Genetically driven immune microenvironment states associate with therapeutic responses in MYD88 mutant lymphomas.

Abstract

The interaction between lymphoma cells and immune microenvironment cells and the impact of this functional interplay on therapeutic responses remain largely unexplored. Here, we utilized murine models with oncogenically active MYD88 and additional genetic lesions co-triggered at selected B cell stages to generate human-like lymphomas harboring the MYD88L265P mutation. Lymphomas exhibited behaviors ranging from clinically indolent small-cell tumors to aggressive diffuse large B-cell lymphoma (DLBCL). Genetically diverse lymphoma cells employ distinct immune evasion mechanisms that shape unique lymphoma microenvironment (LME) states.

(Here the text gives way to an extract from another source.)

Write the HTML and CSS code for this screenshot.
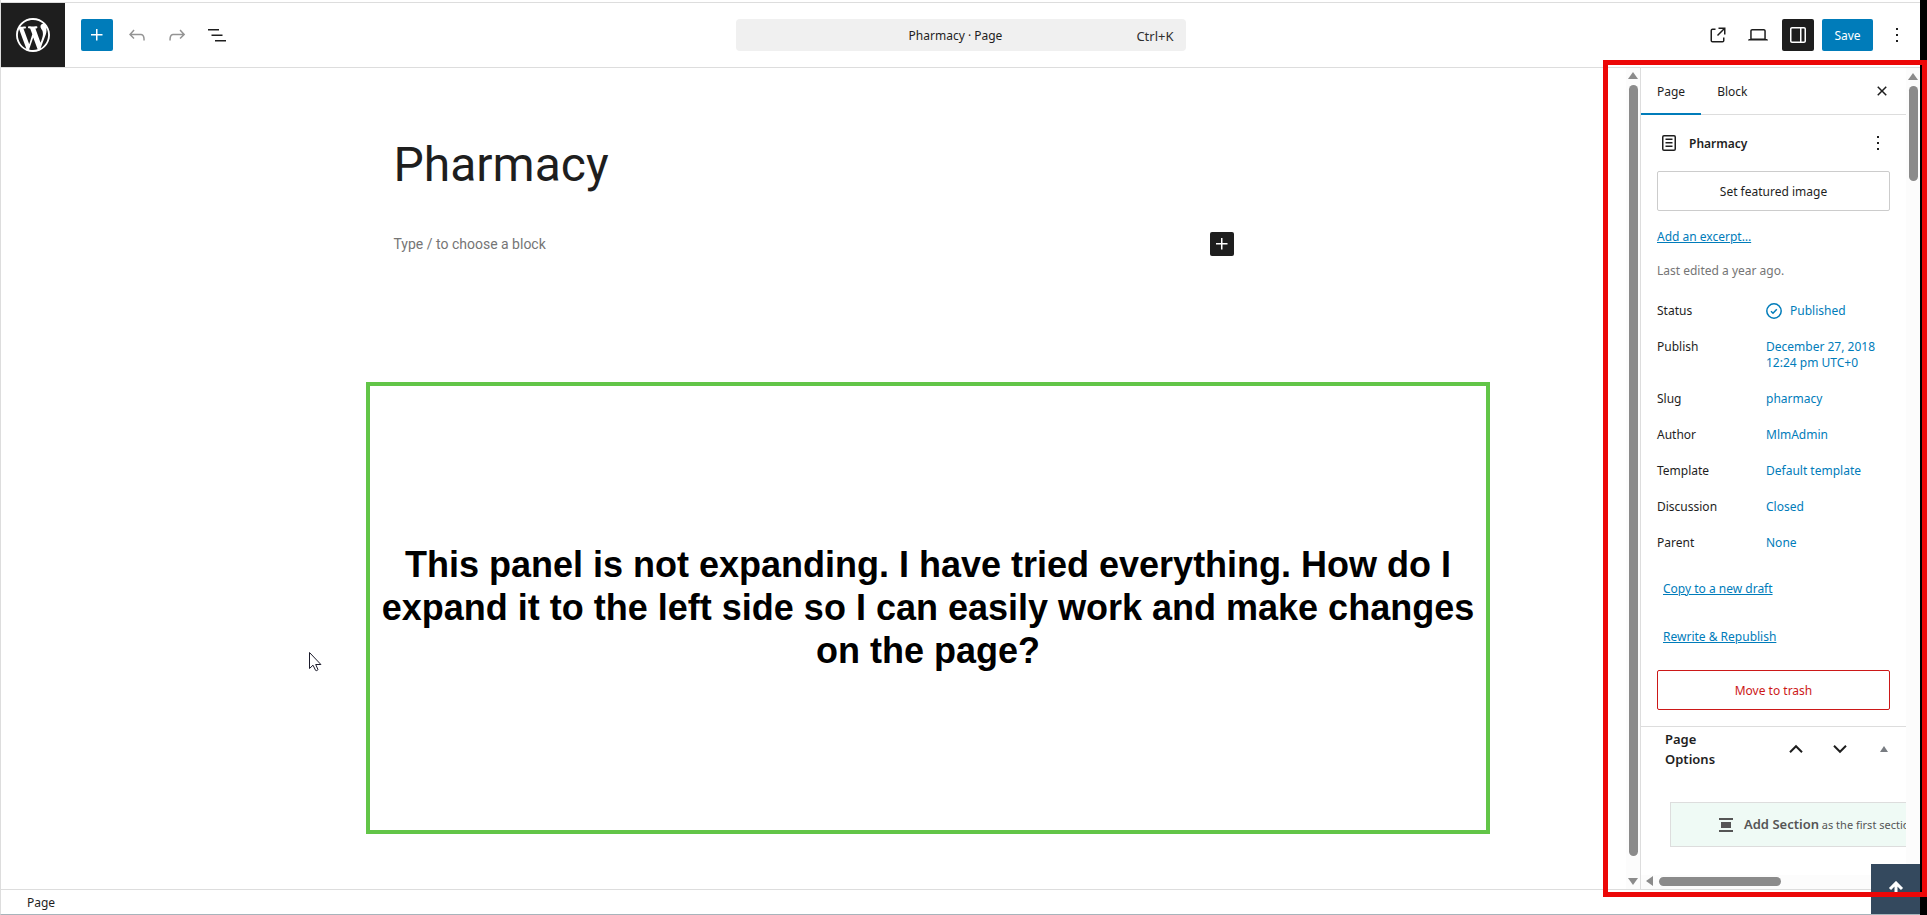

In this setting, clonally expanded T-cells function as a double-edged sword, either sustaining indolent lymphoma cell survival or promoting antitumor responses in DLBCL. Consequently, the efficacy of standard-of-care and novel immunotherapies was determined using individual T-cell features. Furthermore, the experimental targeting of newly identified immune mechanisms has improved therapeutic responses in vivo. Our results elucidate that genetically driven LME landscapes influence therapeutic outcomes across distinct lymphoma subtypes, providing proof-of-concept for personalized treatment based on immune LME information.